Understanding the Core Tenets of Functional Programming

This shift in perspective is built upon a few foundational principles that, when combined, create a robust and predictable programming environment. These concepts are not merely suggestions but are the very pillars that support the entire FP structure. Recursion emerges not as a clever trick, but as a natural and necessary tool for computation within this structure.

Pure Functions: The Bedrock of Predictability

The most fundamental concept in FP is the pure function. A function is considered "pure" if it adheres to two strict rules:

1. The same input will always produce the same output. A pure function's return value depends solely on its input arguments. It doesn't rely on any hidden or external state, such as a global variable, a database connection, or a file handle.
2. It produces no side effects. A side effect is any interaction a function has with the outside world beyond returning a value. This includes modifying a global variable, writing to a file or the console, changing the state of an object passed by reference, or making a network request.

Consider this simple JavaScript example:

// Impure function: relies on external state
let taxRate = 0.07;
function calculateTaxedPrice(price) {
  return price + (price * taxRate); 
}

// Pure function: all dependencies are explicit inputs
function calculateTaxedPricePure(price, rate) {
  return price + (price * rate);
}

The first function is impure because its result depends on the `taxRate` variable, which exists outside its scope. If `taxRate` were to change somewhere else in the program, calling `calculateTaxedPrice(100)` could yield different results at different times. The second function is pure. Given the inputs `100` and `0.07`, it will always return `107`, regardless of any other part of the program. This property, known as referential transparency, makes code vastly easier to reason about, test, and debug.

Immutability: A Safeguard Against Chaos

Closely related to purity is the principle of immutability. In functional programming, data is treated as immutable, meaning that once a data structure (like an object or an array) is created, it cannot be changed. If you need to modify the data, you don't alter the original; instead, you create a new data structure with the desired changes, leaving the original intact.

This stands in stark contrast to the imperative approach where objects and variables are constantly modified. While creating new data might seem inefficient, modern functional languages and libraries are highly optimized for this "copy-on-write" behavior. The benefits are immense:

• Elimination of Side Effects: If data cannot be changed, a whole class of bugs related to unexpected state modifications disappears.
• Concurrency Safety: When multiple threads or processes can't modify the same piece of data, race conditions are completely avoided. Data can be shared freely without the need for complex locking mechanisms.
• Simplified Debugging: State changes are a primary source of bugs. With immutability, you can trace the flow of data through your application, as each transformation produces a new, distinct value. This enables powerful features like "time-travel debugging."

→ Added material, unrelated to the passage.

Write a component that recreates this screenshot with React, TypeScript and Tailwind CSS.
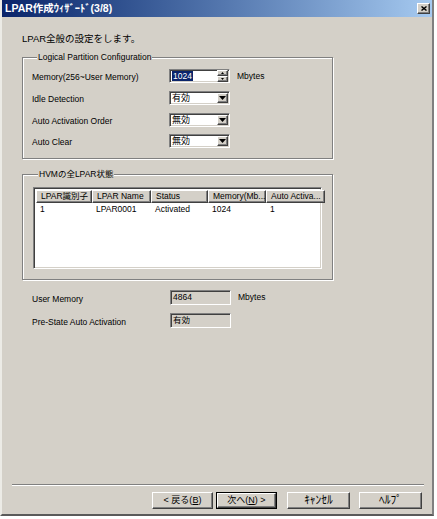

First-Class and Higher-Order Functions: The Power of Abstraction

In FP, functions are treated as "first-class citizens." This means they can be handled like any other data type: they can be stored in variables, passed as arguments to other functions, and returned as the result of other functions. A function that either takes another function as an argument or returns a function is known as a higher-order function. This capability allows for powerful abstractions, such as the ubiquitous `map`, `filter`, and `reduce` functions, which abstract away the mechanics of iteration.

The Symbiotic Relationship: Why Recursion and Functional Programming Are Inseparable

With an understanding of pure functions and immutability, the central role of recursion becomes clear. If you can't modify state, how do you perform repetitive tasks? The traditional `for` and `while` loops are fundamentally based on mutation—updating a counter variable (`i++`), modifying an accumulator, or changing a pointer until a condition is met. These are side effects that violate the core tenets of FP.

Eliminating State Mutation Through Recursion

Recursion provides an alternative model for iteration that relies solely on function calls. Instead of a mutable loop counter, state is passed down through the arguments of each successive function call. A problem is solved by breaking it down into a smaller version of itself until it reaches a "base case"—a condition so simple that it can be solved directly without further recursion.

Let's compare an iterative and a recursive function to sum the elements of an array:

// Iterative approach (imperative, with mutation)
function iterativeSum(arr) {
  let total = 0; // 1. Mutable state variable
  for (let i = 0; i < arr.length; i++) {
    total += arr[i]; // 2. State is modified on each iteration
  }
  return total;
}

// Recursive approach (functional, no mutation)
function recursiveSum(arr) {
  if (arr.length === 0) { // Base case
    return 0;
  } else {
    const [first, ...rest] = arr; // Using destructuring to get head and tail
    return first + recursiveSum(rest); // Solve a smaller problem
  }
}

In the iterative version, the `total` and `i` variables are repeatedly mutated. In the recursive version, no data is ever changed. Each call to `recursiveSum` operates on a new, smaller array (`rest`), and the state (the running total) is managed implicitly on the call stack through the addition operation that occurs after the recursive call returns.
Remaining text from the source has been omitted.